Долговязый, с обманчиво вызывающей манерой держаться, Рыбий Пуп встретил свой шестнадцатый день рождения, остро переживая недавний провал на экзаменах. Он предвидел, что поражение неизбежно, однако, когда оно наступило, понял, что не учитывал всего, что оно повлечет за собою. Первый раз в жизни он признался себе, что ненавидит школу. Он не страдал умственной отсталостью, вовсе нет, — факты, которые ему преподносили в классе, он усваивал с легкостью, он просто убедился, что школьная премудрость слишком далека от насущных забот его действительной жизни. Теперь он принял дерзкое решение, на какое еще не отваживался никогда: бросить школу и посвятить себя настоящей жизни. Он знал без всяких подсказок, что самый важный урок — не то, о чем говорят учителя, а то, что диктует окружение, в котором он живет. Каждый день его жизни был школой, где постигают суровую науку, не предусмотренную никакими учебными программами.

После того как объявили результаты экзаменов, он направился в «Пущу», избегая встречи с Зиком, Тони и Сэмом, и был неприятно поражен, застав их там.
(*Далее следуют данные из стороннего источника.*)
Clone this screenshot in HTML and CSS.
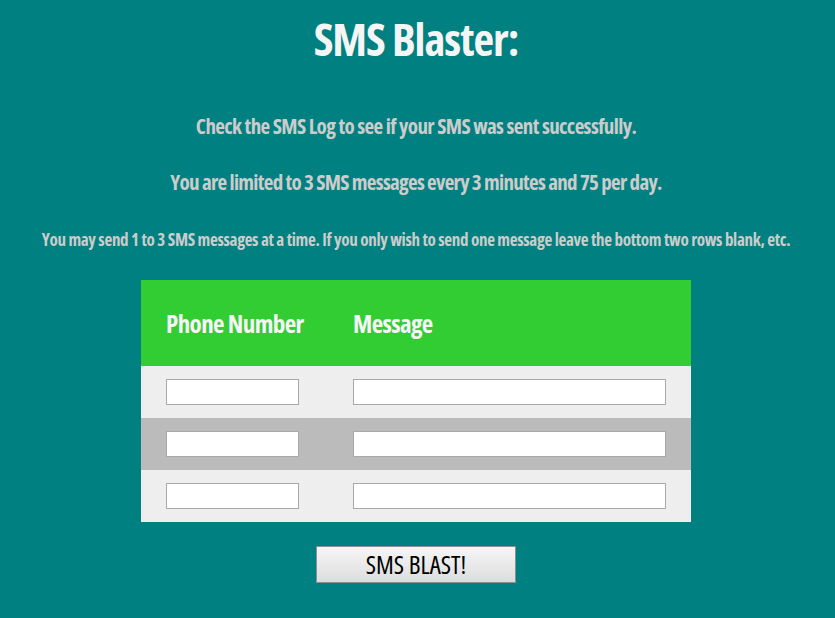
FILE: index.html
```html
<!DOCTYPE html>
<html>
<head>
<meta charset="utf-8">
<link rel="stylesheet" href="styles.css">
</head>
<body>
<main class="page">
  <h1 class="title">SMS Blaster:</h1>
  <p class="note note-a">Check the SMS Log to see if your SMS was sent successfully.</p>
  <p class="note note-b">You are limited to 3 SMS messages every 3 minutes and 75 per day.</p>
  <p class="note note-c">You may send 1 to 3 SMS messages at a time. If you only wish to send one message leave the bottom two rows blank, etc.</p>
  <div class="sms-table">
    <div class="cell head">Phone Number</div>
    <div class="cell head">Message</div>
    <div class="cell row-light"><input class="field phone" type="text"></div>
    <div class="cell row-light"><input class="field msg" type="text"></div>
    <div class="cell row-dark"><input class="field phone" type="text"></div>
    <div class="cell row-dark"><input class="field msg" type="text"></div>
    <div class="cell row-light"><input class="field phone" type="text"></div>
    <div class="cell row-light"><input class="field msg" type="text"></div>
  </div>
  <div class="actions"><button class="blast" type="button">SMS BLAST!</button></div>
</main>
</body>
</html>
```
FILE: styles.css
```css
html, body {
  margin: 0;
  padding: 0;
  background: #008080;
}
.page {
  display: flex;
  flex-direction: column;
  align-items: center;
  padding-right: 3px;
  font-family: "Open Sans", "Roboto", sans-serif;
  font-stretch: 75%;
  font-weight: bold;
}
.title {
  margin: 14px 0 0;
  height: 50px;
  line-height: 50px;
  font-size: 45px;
  letter-spacing: -1px;
  font-weight: bold;
  color: #f5f5f5;
}
.note {
  margin: 0;
  color: #cccccc;
  text-align: center;
  white-space: nowrap;
}
.note-a {
  margin-top: 49px;
  font-size: 21px;
  line-height: 26px;
  letter-spacing: -0.6px;
}
.note-b {
  margin-top: 30px;
  font-size: 21px;
  line-height: 26px;
  letter-spacing: -0.7px;
}
.note-c {
  margin-top: 34px;
  font-size: 17px;
  line-height: 22px;
  letter-spacing: -0.3px;
}
.sms-table {
  margin-top: 29px;
  display: grid;
  grid-template-columns: 187px 363px;
  grid-template-rows: 86px 52px 52px 52px;
}
.cell {
  display: flex;
  align-items: center;
  padding: 0 25px;
}
.head {
  background: #32cd32;
  color: #f5f5f5;
  font-size: 25px;
  letter-spacing: -0.6px;
  white-space: nowrap;
}
.row-light { background: #eeeeee; }
.row-dark { background: #bbbbbb; }
.field {
  box-sizing: border-box;
  height: 26px;
  margin: 0;
  border: 1px solid #a9a9a9;
  background: #fff;
  padding: 2px 4px;
}
.phone { width: 133px; }
.msg { width: 313px; }
.actions {
  margin-top: 24px;
}
.blast {
  width: 200px;
  height: 37px;
  border: 1px solid #8f8f8f;
  background: linear-gradient(#f6f6f6, #dddddd);
  font-family: "Open Sans", "Roboto", sans-serif;
  font-stretch: 75%;
  font-weight: normal;
  font-size: 25px;
  line-height: 1;
  color: #000;
  padding: 0;
}
```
— Садись, Пуп, выпей с нами пива, — позвал его Тони. Рыбий Пуп сидел кислый, настороженный, было тягостно, что друзья старательно обходят молчанием его неудачу, уж лучше бы, кажется, высмеяли прямо в лицо.
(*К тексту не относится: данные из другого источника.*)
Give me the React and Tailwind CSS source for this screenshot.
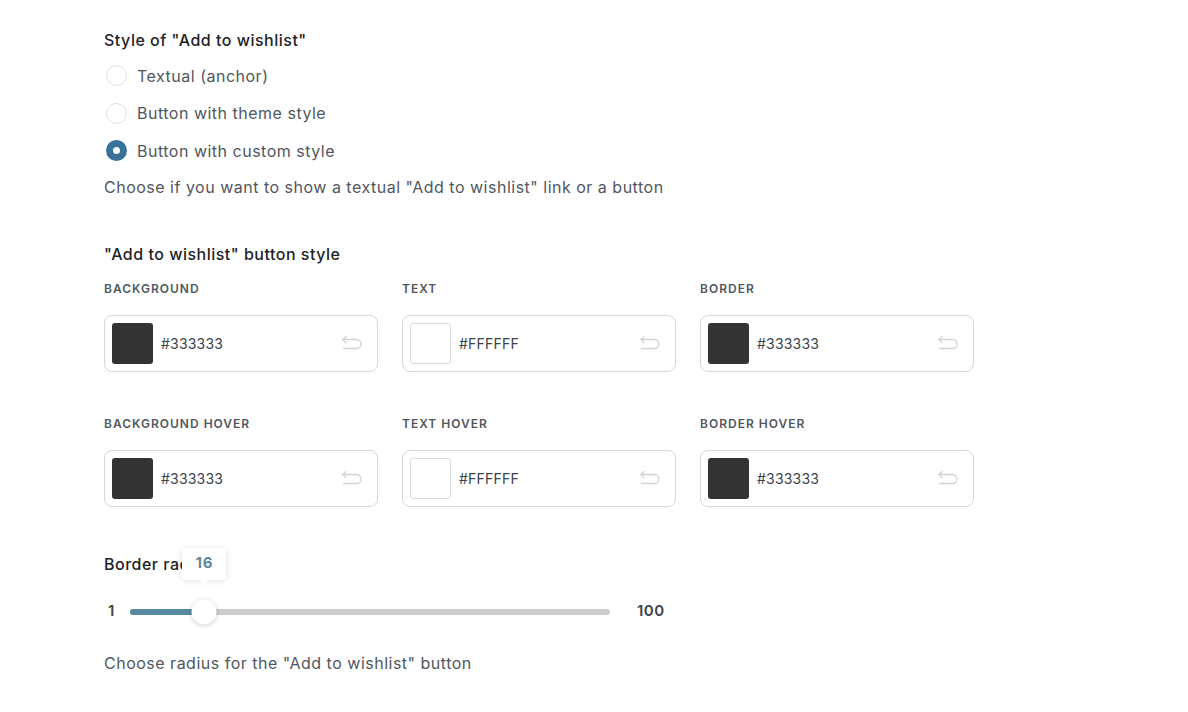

— А у нас для тебя новость, — сказал Тони.

— Как же, знаю. Вы с Зиком идете в колледж.

XXI

Рыбий Пуп петлял по вечерним улицам, выстраивая свои доводы в стройную систему, перед которой не устоит Тайри. Все будет — и бурное негодование, и брань, и жалкие слова, но в конце концов, если твердо стоять на своем, Тайри, наверное, даст согласие, чтобы он покончил с учением.
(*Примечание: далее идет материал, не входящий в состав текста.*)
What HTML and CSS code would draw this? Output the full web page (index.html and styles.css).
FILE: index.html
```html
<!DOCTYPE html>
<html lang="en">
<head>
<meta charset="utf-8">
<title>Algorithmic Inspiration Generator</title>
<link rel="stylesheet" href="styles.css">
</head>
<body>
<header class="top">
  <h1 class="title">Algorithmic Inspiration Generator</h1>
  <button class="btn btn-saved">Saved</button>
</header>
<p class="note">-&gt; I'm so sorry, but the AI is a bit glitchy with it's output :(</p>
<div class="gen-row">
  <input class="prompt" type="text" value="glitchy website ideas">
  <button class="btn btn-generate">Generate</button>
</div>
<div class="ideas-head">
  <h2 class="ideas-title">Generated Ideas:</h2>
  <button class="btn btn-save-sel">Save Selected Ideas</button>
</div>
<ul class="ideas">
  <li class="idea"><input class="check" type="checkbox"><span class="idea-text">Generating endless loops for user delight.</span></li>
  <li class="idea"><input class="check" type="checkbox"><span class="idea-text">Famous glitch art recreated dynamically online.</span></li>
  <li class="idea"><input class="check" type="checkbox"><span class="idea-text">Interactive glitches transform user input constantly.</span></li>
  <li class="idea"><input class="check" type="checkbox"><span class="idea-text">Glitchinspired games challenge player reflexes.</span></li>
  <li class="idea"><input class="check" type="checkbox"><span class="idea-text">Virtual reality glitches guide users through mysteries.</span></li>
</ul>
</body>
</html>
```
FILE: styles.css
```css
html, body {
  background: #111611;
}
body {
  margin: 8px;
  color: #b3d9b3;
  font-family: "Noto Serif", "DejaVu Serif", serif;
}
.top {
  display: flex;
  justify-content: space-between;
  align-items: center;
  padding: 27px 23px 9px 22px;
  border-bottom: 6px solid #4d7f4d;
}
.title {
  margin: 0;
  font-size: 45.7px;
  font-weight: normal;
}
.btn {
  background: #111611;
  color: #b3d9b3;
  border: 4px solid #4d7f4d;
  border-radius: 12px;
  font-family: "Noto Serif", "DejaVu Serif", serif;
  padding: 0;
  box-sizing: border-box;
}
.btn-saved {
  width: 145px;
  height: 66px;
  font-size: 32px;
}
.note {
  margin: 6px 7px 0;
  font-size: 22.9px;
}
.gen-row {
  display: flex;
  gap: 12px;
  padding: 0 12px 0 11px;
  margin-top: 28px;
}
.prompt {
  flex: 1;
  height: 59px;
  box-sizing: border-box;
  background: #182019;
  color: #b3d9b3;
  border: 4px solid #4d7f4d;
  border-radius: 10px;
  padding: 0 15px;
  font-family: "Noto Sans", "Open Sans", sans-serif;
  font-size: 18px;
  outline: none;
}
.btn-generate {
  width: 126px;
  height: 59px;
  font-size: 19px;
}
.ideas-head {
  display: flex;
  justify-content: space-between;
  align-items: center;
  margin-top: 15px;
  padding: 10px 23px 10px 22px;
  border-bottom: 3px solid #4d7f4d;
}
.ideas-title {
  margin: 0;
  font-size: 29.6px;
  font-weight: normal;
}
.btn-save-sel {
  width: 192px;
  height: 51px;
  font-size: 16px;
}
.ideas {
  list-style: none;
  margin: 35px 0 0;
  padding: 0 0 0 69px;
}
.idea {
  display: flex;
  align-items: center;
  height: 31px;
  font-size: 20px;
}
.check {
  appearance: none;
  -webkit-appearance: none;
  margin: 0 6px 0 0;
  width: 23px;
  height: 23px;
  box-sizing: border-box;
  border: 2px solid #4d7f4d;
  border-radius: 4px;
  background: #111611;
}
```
Он вошел в контору, где Тайри исподволь обхаживал миссис Фелтон, заплаканную вдову, у которой только что умер от воспаления легких сын Дэйв. Рыбий Пуп знал этого мальчика и сочувственно покивал его матери. В конторе были выставлены два гроба: серый с бронзовыми ручками, который залежался в заведении с незапамятных времен и стоил 300 долларов, и простой, сосновый, какие идут по 150 долларов. Рыбий Пуп знал, что Тайри, естественно, норовит сбыть тот, который стоит 300…

— Вы поглядите, миссис Фелтон, какое чудесное ложе для Дэйва, — соловьем заливался Тайри, оглаживая ладонью атласную подбивку гроба.

— Да, но

цена!

 — упиралась миссис Фелтон, виновато моргая заплаканными глазами.

Рыбий Пуп следил за нею, как кошка, готовая к прыжку. Миссис Фелтон явно «клевала» на дорогой, полагая, что, купив дешевый, проиграет в общественном мнении.